- Born: Allen McClay 21 March 1932 Cookstown, County Tyrone, Northern Ireland
- Died: 12 January 2010 (aged 77) Philadelphia, Pennsylvania, U.S.
- Education: Cookstown High School
- Alma mater: Belfast College of Technology
- Occupations: Pharmacist, entrepreneur
- Title: CBE
- Spouse: Heather Topping (1983–2010; his death)

= Allen McClay =

Businessperson from Northern Ireland (1932 – 2010)

Sir Allen McClay CBE (21 March 1932 – 12 January 2010) was a Northern Irish multi-millionaire businessman and philanthropist who founded Galen (later Warner Chilcott), a pharmaceutical company which was Northern Ireland's first one billion pound business. After resigning from Galen in 2001, he went on to form a second successful pharmaceutical company, the Almac Group.

==Career==
McClay was born in Cookstown, County Tyrone, in 1932 and was the youngest of six children. He attended Cookstown High School and Belfast College of Technology (now Belfast Metropolitan College) later qualifying as a pharmacist in 1953 after apprenticeship.

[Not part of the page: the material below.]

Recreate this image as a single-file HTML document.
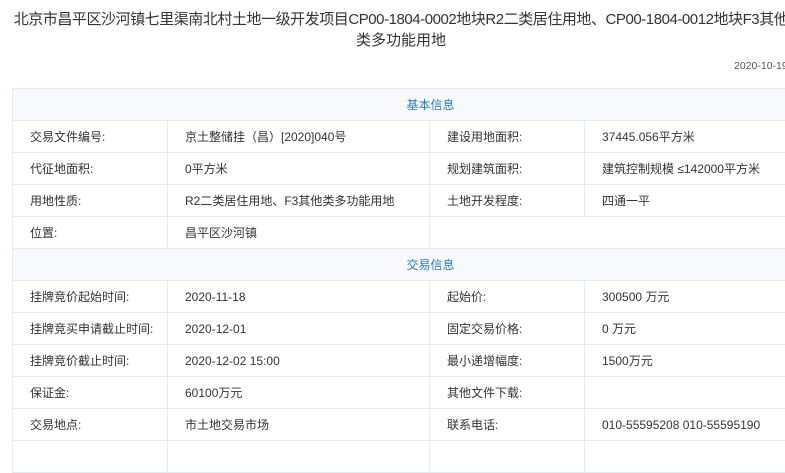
<!DOCTYPE html>
<html><head><meta charset="utf-8"><style>
body{margin:0;width:785px;height:444px;overflow:hidden;background:#fff;font-family:"Liberation Sans","Noto Sans CJK SC",sans-serif;color:#333}
.t{position:absolute;left:0;top:9px;width:802px;text-align:center;font-size:15px;line-height:21px;color:#333;white-space:nowrap}
.t span{letter-spacing:-0.45px}
.d{position:absolute;left:734px;top:60px;font-size:10.5px;color:#555;white-space:nowrap}
table{position:absolute;left:12px;top:88px;border-collapse:collapse;table-layout:fixed;width:836px}
td{border:1px solid #e6eaef;height:31px;font-size:12px;line-height:16px;padding:0 0 0 17px;white-space:nowrap;vertical-align:middle}
td.h{background:#f7f9fc;color:#2a7bc0;text-align:center;padding:0;font-size:12px}
</style></head><body>
<div class="t"><span>北京市昌平区沙河镇七里渠南北村土地一级开发项目CP00-1804-0002地块R2二类居住用地、CP00-1804-0012地块F3其他</span><br>类多功能用地</div>
<div class="d">2020-10-19</div>
<table>
<colgroup><col style="width:155px"><col style="width:262px"><col style="width:155px"><col style="width:264px"></colgroup>
<tr><td class="h" colspan="4">基本信息</td></tr>
<tr><td>交易文件编号:</td><td>京土整储挂（昌）[2020]040号</td><td>建设用地面积:</td><td>37445.056平方米</td></tr>
<tr><td>代征地面积:</td><td>0平方米</td><td>规划建筑面积:</td><td>建筑控制规模 ≤142000平方米</td></tr>
<tr><td>用地性质:</td><td>R2二类居住用地、F3其他类多功能用地</td><td>土地开发程度:</td><td>四通一平</td></tr>
<tr><td>位置:</td><td>昌平区沙河镇</td><td colspan="2"></td></tr>
<tr><td class="h" colspan="4">交易信息</td></tr>
<tr><td>挂牌竞价起始时间:</td><td>2020-11-18</td><td>起始价:</td><td>300500 万元</td></tr>
<tr><td>挂牌竞买申请截止时间:</td><td>2020-12-01</td><td>固定交易价格:</td><td>0 万元</td></tr>
<tr><td>挂牌竞价截止时间:</td><td>2020-12-02 15:00</td><td>最小递增幅度:</td><td>1500万元</td></tr>
<tr><td>保证金:</td><td>60100万元</td><td>其他文件下载:</td><td></td></tr>
<tr><td>交易地点:</td><td>市土地交易市场</td><td>联系电话:</td><td>010-55595208 010-55595190</td></tr>
<tr><td></td><td></td><td></td><td></td></tr>
</table>
</body></html>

In 1955, he joined Glaxo, where he worked for 13 years as a medical rep, before co-founding the company, Galen, with his friend and fellow Pharmacist turned medical rep Bertie Robinson in Craigavon in 1968. Sir Allen and Bertie Robinson shared many investments together including the Connors Chemists chain and Galen Research. Sir Allen left Galen, which produces contraceptives and hormone replacement therapy drugs, in 2001, having become unhappy with the company's direction after its London Stock Exchange flotation in 1997. McClay retired from Galen on 31 September, and the following day rented accommodation close to the site Galen occupied for what would become his second successful company, Almac Sciences. McClay purchased five divisions of Galen Holdings plc. and formed Almac in January 2002. Almac provides services including research & development and manufacturing to other pharmaceutical companies such as Pfizer and GlaxoSmithKline. The company, whose turnover is £167m, employs more than 1500 people in Craigavon and has expanded into England, Scotland and the United States.

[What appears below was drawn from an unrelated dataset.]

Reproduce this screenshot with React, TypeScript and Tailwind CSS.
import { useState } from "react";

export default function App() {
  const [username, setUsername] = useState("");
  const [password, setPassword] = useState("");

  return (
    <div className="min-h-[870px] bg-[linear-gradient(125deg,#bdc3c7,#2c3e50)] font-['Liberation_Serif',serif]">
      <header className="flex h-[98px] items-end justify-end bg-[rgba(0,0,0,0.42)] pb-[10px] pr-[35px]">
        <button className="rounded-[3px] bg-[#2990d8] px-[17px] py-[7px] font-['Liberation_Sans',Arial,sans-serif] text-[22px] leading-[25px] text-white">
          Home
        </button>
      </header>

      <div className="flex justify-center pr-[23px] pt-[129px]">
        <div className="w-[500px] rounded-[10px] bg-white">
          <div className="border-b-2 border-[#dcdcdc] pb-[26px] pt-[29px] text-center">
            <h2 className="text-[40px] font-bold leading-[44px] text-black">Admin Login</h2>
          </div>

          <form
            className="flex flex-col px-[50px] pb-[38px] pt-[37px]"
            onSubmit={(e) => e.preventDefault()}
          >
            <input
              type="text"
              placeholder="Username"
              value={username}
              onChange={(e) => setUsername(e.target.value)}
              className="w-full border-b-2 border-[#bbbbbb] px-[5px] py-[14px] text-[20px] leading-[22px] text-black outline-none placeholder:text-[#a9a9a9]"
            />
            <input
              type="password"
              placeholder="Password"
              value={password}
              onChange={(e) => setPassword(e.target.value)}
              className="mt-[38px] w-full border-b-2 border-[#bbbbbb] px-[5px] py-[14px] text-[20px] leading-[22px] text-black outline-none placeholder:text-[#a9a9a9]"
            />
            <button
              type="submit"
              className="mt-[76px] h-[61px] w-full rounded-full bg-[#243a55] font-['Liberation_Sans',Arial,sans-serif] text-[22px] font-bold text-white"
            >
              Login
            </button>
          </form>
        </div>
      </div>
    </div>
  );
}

In 1973, McClay and Bertie Robinson invested in Connors Chemists, a pharmacy in Warrenpoint, which developed into a chain of branches across the UK managed by his brother Howard, and was sold to The Boots Company in 1998.

==Philanthropy==
McClay established the McClay Trust in 1997, a charitable organisation which "support[s] research and development activities within" Queen's University Belfast. The trust has donated £20 million to the university, which has included sponsorship of PhD studentships at the university's Cancer Research centre. The trust also funded the £3.5m McClay Research Centre at the School of Pharmacy which opened in 2002, and contributed money to the building of the new University Library at Queen's, which opened in 2009 and is now named after McClay. Sir George Bain, a former vice-chancellor at Queen's, has described McClay as "the most significant philanthropist Northern Ireland has ever known". In recognition the university commissioned two portraits of McClay by local artist Ian Cumberland, one of which was gifted to his wife the other is on display in the library.

McClay was reported by the 2009 Sunday Times Rich List to be Northern Ireland's sixth richest person, with his wealth estimated at £190 million. In 2009, he used his wealth to establish the McClay Foundation, a charitable trust focused on cancer research.

McClay received an OBE in 1994, followed by a CBE in 2000 for contributions to the pharmaceutical industry in Northern Ireland. In the New Year Honours List of 2006 he was made Knight Bachelor for services to business and charity.

McClay married his partner Heather Topping in 2009 in the United States. He had no children. He died on 12 January at Hahnemann University Hospital in Philadelphia, Pennsylvania. He had been receiving treatment for cancer.